Loving More Than One

Polyamory as it relates to my life and written from my perspective only. MY thoughts, feelings and opinions.

Communication a Must

on August 1, 2011

Dirk and I would never “get” each other if we didn’t talk. We talked some this weekend. I’ve had a lot rolling around in my brain. And poly wasn’t something I was going to pursue if he was where I “thought” he was.

First, he’s just being cautious about getting back out there. Yes, he had a spurt of doing so but it has made him step back and reevaluate if he was likely to let that get out of control the way it did the last time. And partly that is to protect me.

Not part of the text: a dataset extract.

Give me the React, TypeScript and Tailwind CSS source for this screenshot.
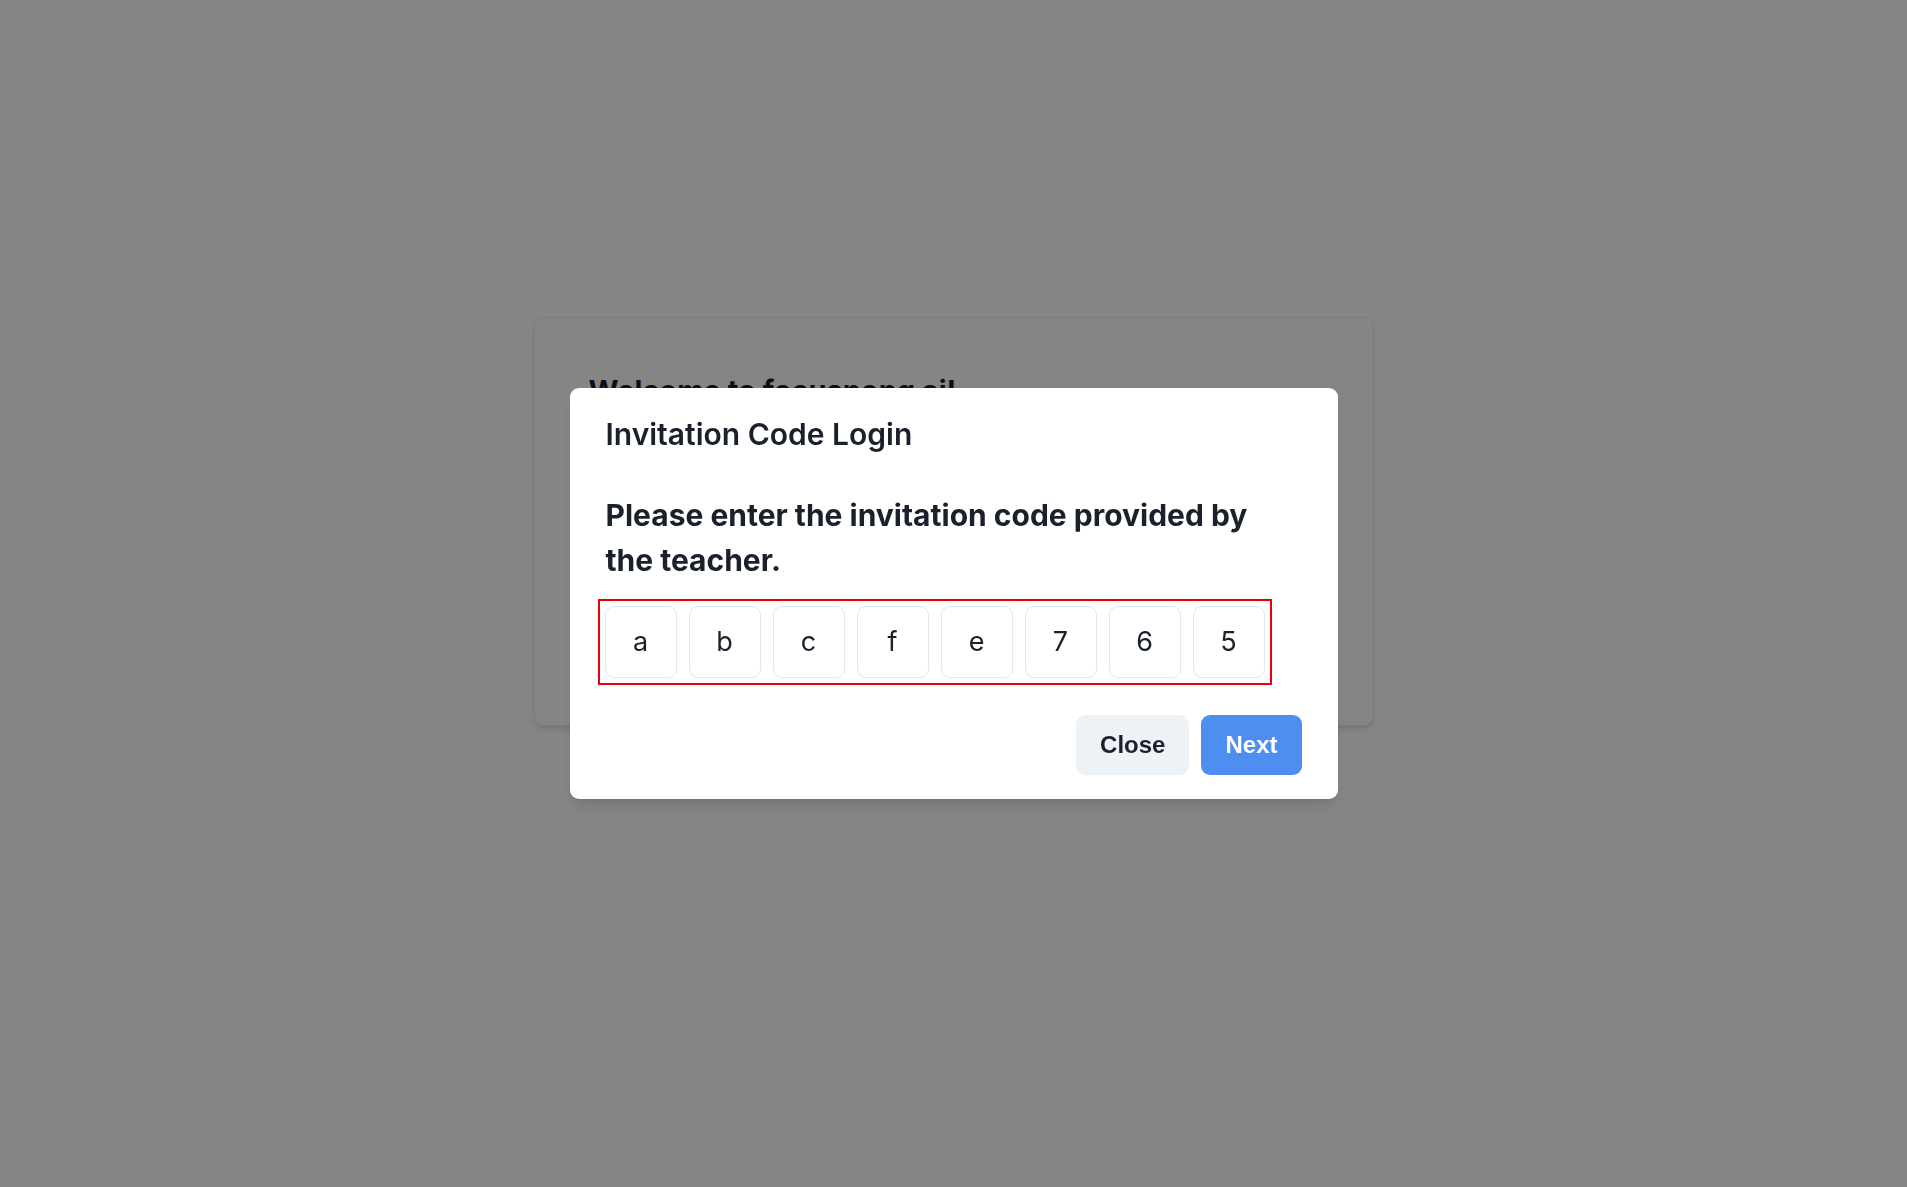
const code = ["a", "b", "c", "f", "e", "7", "6", "5"];

export default function App() {
  return (
    <div className="relative min-h-screen bg-white font-['Inter',sans-serif] text-[#1a202c]">
      {/* page behind the dialog */}
      <div className="flex justify-center pt-[317px]">
        <div className="h-[409px] w-[840px] rounded-[10px] border border-[#edf0f4] bg-white px-[54px] pt-[50px] shadow-md">
          <h1 className="text-[29px] font-bold leading-[45px]">Welcome to focusnong ai!</h1>
        </div>
      </div>

      <div className="fixed inset-0 bg-[rgba(0,0,0,0.48)]" />

      <div className="fixed inset-0 flex items-center justify-center">
        <div className="w-[768px] rounded-[9px] bg-white shadow-lg">
          <header className="px-9 py-6 text-[30px] font-semibold leading-[45px]">Invitation Code Login</header>
          <div className="px-9 pt-3">
            <p className="max-w-[660px] text-[30px] font-bold leading-[45px]">
              Please enter the invitation code provided by the teacher.
            </p>
            <div className="-ml-2 mt-[16px] inline-flex gap-3 border-2 border-[#e8000b] p-[5px]">
              {code.map((c, i) => (
                <div
                  key={i}
                  className="flex h-[72px] w-[72px] items-center justify-center rounded-[9px] border border-[#e2e8f0] text-[27px]"
                >
                  {c}
                </div>
              ))}
            </div>
          </div>
          <footer className="flex justify-end gap-3 px-9 pb-6 pt-[30px] font-['Liberation_Sans',Arial,sans-serif]">
            <button className="h-[60px] rounded-[9px] bg-[#edf2f7] px-6 text-[24px] font-bold text-[#1a202c]">
              Close
            </button>
            <button className="h-[60px] rounded-[9px] bg-[#4e8ef1] px-6 text-[24px] font-bold text-white">
              Next
            </button>
          </footer>
        </div>
      </div>
    </div>
  );
}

And if I’ve mentioned doing something with someone alone he says the right things but seems to draw into himself a bit. That’s him worrying about me. I got hurt. He knows I am just now dealing with what I hope will be the last of it. He doesn’t want that to happen again. But doesn’t want to stop me.

So, I was misunderstanding some things and he says he needs to work on the over protectiveness.

Me, I think I’d rather he be like that than to not give a shit about what happens to me. 🙂

Him, well, he is going to try to not do things in spurts and stops I believe. Just a slow pace.

Me, well, I’m going to see what feels right. And I’m thinking trying to have another primary relationship isn’t it for now. Hell, I hardly ever met anyone.